> _Exercise_
Look for "this" in each line of the entries, and return the matching lines.
>> Start
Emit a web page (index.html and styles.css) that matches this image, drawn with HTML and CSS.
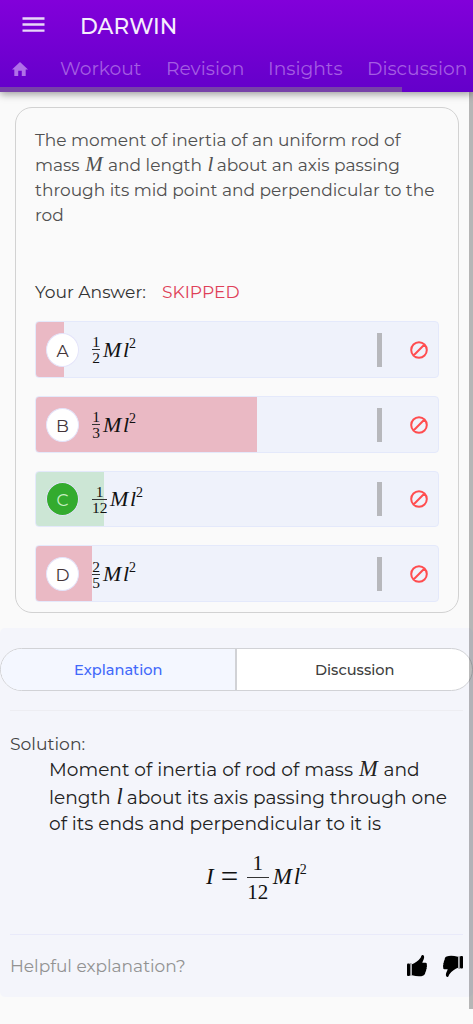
FILE: index.html
```html
<!DOCTYPE html>
<html lang="en">
<head>
<meta charset="utf-8">
<meta name="viewport" content="width=device-width, initial-scale=1">
<title>Darwin</title>
<link rel="stylesheet" href="styles.css">
</head>
<body>
<header class="header">
  <div class="topbar">
    <svg class="menu" width="23" height="17" viewBox="0 0 23 17"><path d="M.5 2.5h22M.5 8.5h22M.5 14.7h22" stroke="#e8d8f8" stroke-width="2.3"/></svg>
    <span class="brand">DARWIN</span>
  </div>
  <nav class="nav">
    <svg class="home" width="18" height="16" viewBox="0 0 18 16"><path d="M9 0 0 8.6h2.6V16H7v-6h4v6h4.4V8.6H18z" fill="#b070e8"/></svg>
    <span class="nav-workout">Workout</span><span class="nav-revision">Revision</span><span class="nav-insights">Insights</span><span class="nav-discussion">Discussion</span>
  </nav>
  <div class="progress"></div>
</header>
<main>
  <section class="card">
    <p class="question">
      <span class="line q1">The moment of inertia of an uniform rod of</span>
      <span class="line q2">mass <i class="var">M</i> and length <i class="var var-l">l</i> about an axis passing</span>
      <span class="line q3">through its mid point and perpendicular to the</span>
      <span class="line q4">rod</span>
    </p>
    <div class="answer"><span class="answer-label">Your Answer:</span><span class="skipped">SKIPPED</span></div>
    <div class="options">
      <div class="option fill-a"><span class="letter">A</span><span class="math"><span class="frac"><span>1</span><span>2</span></span><i class="m">M</i><i class="l">l</i><sup>2</sup></span><span class="bar"></span><svg class="ban" width="18" height="18" viewBox="0 0 18 18"><path d="M3.3 14.7 14.7 3.3M16.8 9A7.8 7.8 0 1 1 1.2 9a7.8 7.8 0 0 1 15.6 0z"/></svg></div>
      <div class="option fill-b"><span class="letter">B</span><span class="math"><span class="frac"><span>1</span><span>3</span></span><i class="m">M</i><i class="l">l</i><sup>2</sup></span><span class="bar"></span><svg class="ban" width="18" height="18" viewBox="0 0 18 18"><path d="M3.3 14.7 14.7 3.3M16.8 9A7.8 7.8 0 1 1 1.2 9a7.8 7.8 0 0 1 15.6 0z"/></svg></div>
      <div class="option fill-c"><span class="letter correct">C</span><span class="math"><span class="frac wide"><span>1</span><span>12</span></span><i class="m">M</i><i class="l">l</i><sup>2</sup></span><span class="bar"></span><svg class="ban" width="18" height="18" viewBox="0 0 18 18"><path d="M3.3 14.7 14.7 3.3M16.8 9A7.8 7.8 0 1 1 1.2 9a7.8 7.8 0 0 1 15.6 0z"/></svg></div>
      <div class="option fill-d"><span class="letter">D</span><span class="math"><span class="frac"><span>2</span><span>5</span></span><i class="m">M</i><i class="l">l</i><sup>2</sup></span><span class="bar"></span><svg class="ban" width="18" height="18" viewBox="0 0 18 18"><path d="M3.3 14.7 14.7 3.3M16.8 9A7.8 7.8 0 1 1 1.2 9a7.8 7.8 0 0 1 15.6 0z"/></svg></div>
    </div>
  </section>
  <section class="panel">
    <div class="tabs"><span class="tab active">Explanation</span><span class="tab">Discussion</span></div>
    <div class="solution">
      <div class="solution-title">Solution:</div>
      <div class="solution-text">
        <span class="line s1">Moment of inertia of rod of mass <i class="var">M</i> and</span>
        <span class="line s2">length <i class="var var-l">l</i> about its axis passing through one</span>
        <span class="line s3">of its ends and perpendicular to it is</span>
      </div>
      <div class="equation"><i>I</i><span class="eq">=</span><span class="frac big"><span>1</span><span>12</span></span><i class="m">M</i><i class="l">l</i><sup>2</sup></div>
    </div>
    <footer class="helpful">
      <span class="helpful-text">Helpful explanation?</span>
      <svg class="thumb" width="20" height="22" viewBox="0 0 20 22"><rect x="0" y="8.5" width="3" height="12.5" rx="1"/><path d="M3.9 8.2v12.5" stroke="#000" stroke-width=".7"/><path d="M5 9.3c2.8-1 6.3-3.2 8.6-6.5.6-1 .7-2.4 1.6-2.7 1.4-.3 2.1 1.1 1.9 2.5-.2 2-1.4 3.7-1.8 5.2h3.3c1.2.1 1.5 1.2 1.1 2.1.5.8.4 1.7-.1 2.4.3.9.1 1.8-.5 2.4.2 1-.1 1.7-.7 2.3-.1 1.6-.5 2.7-2 3.4-2.8 1.5-6.8 1.1-11.4-.1z"/></svg>
      <svg class="thumb" width="20" height="22" viewBox="0 0 20 22"><g transform="rotate(180 10 11)"><rect x="0" y="8.5" width="3" height="12.5" rx="1"/><path d="M3.9 8.2v12.5" stroke="#000" stroke-width=".7"/><path d="M5 9.3c2.8-1 6.3-3.2 8.6-6.5.6-1 .7-2.4 1.6-2.7 1.4-.3 2.1 1.1 1.9 2.5-.2 2-1.4 3.7-1.8 5.2h3.3c1.2.1 1.5 1.2 1.1 2.1.5.8.4 1.7-.1 2.4.3.9.1 1.8-.5 2.4.2 1-.1 1.7-.7 2.3-.1 1.6-.5 2.7-2 3.4-2.8 1.5-6.8 1.1-11.4-.1z"/></g></svg>
    </footer>
  </section>
</main>
<div class="scrollbar"></div>
</body>
</html>
```
FILE: styles.css
```css
* { box-sizing: border-box; }
body { margin: 0; height: 1024px; overflow: hidden; position: relative; background: #fafafa; color: #505050; font-family: Montserrat, Inter, sans-serif; }
p { margin: 0; }
.header { position: relative; z-index: 3; height: 92px; display: flex; flex-direction: column; background: linear-gradient(#8200da, #6400ca); box-shadow: 0 2px 8px rgba(0,0,0,.4); }
.topbar { height: 52px; display: flex; align-items: center; padding-left: 22px; }
.menu { margin-top: -3px; }
.brand { margin: 0 0 0 35px; color: #f6eefd; font-size: 21.6px; font-weight: 500; line-height: 26px; }
.nav { height: 35px; display: flex; align-items: center; padding-bottom: 2px; color: #a45de2; font-size: 18.7px; font-weight: 400; line-height: 30px; white-space: nowrap; }
.home { margin: 0 32px 0 12px; }
.nav span { width: 106px; flex: none; }
.nav .nav-revision { width: 102px; }
.nav .nav-insights { width: 99px; }
.progress { width: 402px; height: 5px; background: #7742a8; }
.card { height: 506px; margin: 15px 14px 0 15px; padding: 20px 19px 0; border: 1px solid #d2d2d2; border-radius: 17px; }
.line { display: block; height: 25px; line-height: 25px; white-space: nowrap; }
.question { height: 148px; font-size: 17px; }
.var { padding: 0 1px; font-family: "Liberation Serif", serif; font-size: 21px; line-height: 1px; }
.var-l { padding: 0 0 0 1px; margin-right: -1px; }
.answer { height: 45px; line-height: 32px; font-size: 17.1px; display: flex; }
.answer-label { width: 127px; color: #333; }
.skipped { color: #df4058; }
.options { display: flex; flex-direction: column; gap: 18px; }
.option { height: 56.8px; display: flex; align-items: center; padding: 1px 10px 0; border: 1px solid #e4e9fb; border-radius: 4px; background: #eff2fb; }
.fill-a { background: linear-gradient(90deg, #eab9c4 28px, #eff2fb 28px); }
.fill-b { background: linear-gradient(90deg, #eab9c4 221px, #eff2fb 221px); }
.fill-c { background: linear-gradient(90deg, #cce6d5 68px, #eff2fb 68px); }
.fill-d { background: linear-gradient(90deg, #eab9c4 56px, #eff2fb 56px); }
.letter { width: 33px; height: 34px; border: 1px solid #e4e4fa; border-radius: 50%; background: #fff; color: #443539; font-size: 17px; line-height: 35px; text-align: center; }
.correct { background: #33ab2e; color: #c8f0c4; }
.math, .equation { display: flex; align-items: center; font-family: "Liberation Serif", serif; color: #111; }
.math { width: 250px; margin-left: 13px; font-size: 22px; line-height: 26px; }
.frac { width: 8px; font-size: 15.5px; line-height: 15px; display: flex; flex-direction: column; align-items: center; }
.frac span { width: 100%; text-align: center; }
.frac span:first-child { border-bottom: 1px solid #333; }
.frac.wide { width: 15px; }
.m { margin-left: 3px; width: 20px; }
.l { width: 6px; }
sup { font-size: 14px; line-height: 14px; margin-bottom: 12px; vertical-align: baseline; }
.bar { width: 5px; height: 34px; margin-left: 35px; background: #b7b8bc; }
.ban { margin-left: auto; fill: none; stroke: #ff4d4f; stroke-width: 2; }
.panel { height: 369px; margin-top: 15px; padding-top: 20px; background: #f4f5fb; border-radius: 5px; }
.tabs { height: 43px; display: flex; border: 1px solid #d1d2d6; border-radius: 22px; background: #fff; overflow: hidden; }
.tab { width: 50%; padding-left: 1px; text-align: center; font-size: 14.6px; font-weight: 500; line-height: 42px; color: #404040; }
.active { background: #f4f7ff; border-right: 2px solid #d1d2d6; color: #4269fa; }
.solution { height: 225px; margin: 19px 10px 0; padding-top: 20px; border-top: 1px solid #ededf2; border-bottom: 1px solid #e9eafa; }
.solution-title { height: 25px; line-height: 25px; font-size: 17.2px; color: #444; }
.solution-text { padding-left: 39px; font-size: 18.6px; color: #222; }
.solution-text .line { height: 27px; line-height: 28px; }
.solution-text .var { font-size: 22.5px; }
.solution-text .s1 { height: 28px; }
.solution-text .s3 { line-height: 26px; }
.equation { margin-left: 196px; height: 78px; font-size: 23px; line-height: 28px; }
.eq { margin: 0 8px 0 7px; width: 18px; font-size: 31px; }
.frac.big { width: 22px; font-size: 21px; line-height: 28px; }
.equation .m { margin-left: 4px; width: 21px; }
.equation .l { width: 6px; }
.equation sup { margin-bottom: 14px; }
.helpful { display: flex; align-items: center; height: 62px; padding: 1px 10px; gap: 16px; }
.helpful-text { color: #929292; font-size: 17px; width: 381px; flex: none; }
.thumb { flex: none; }
.scrollbar { position: absolute; z-index: 2; right: 0; top: 0; width: 4.5px; height: 1009px; background: rgba(0,0,0,.27); }
```
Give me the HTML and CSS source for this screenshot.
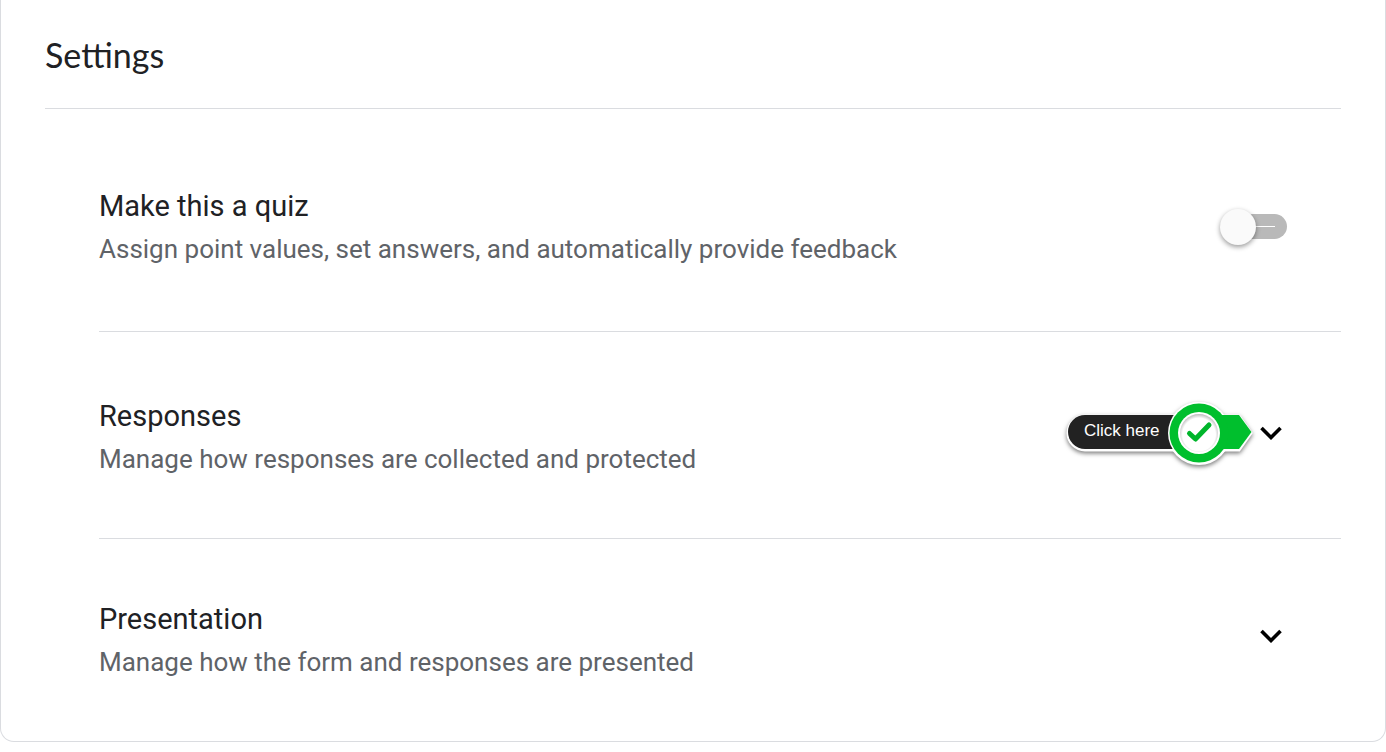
>> End
> _In response_
Emit a web page (index.html and styles.css) that matches this image, drawn with HTML and CSS.
Give me the HTML and CSS source for this screenshot.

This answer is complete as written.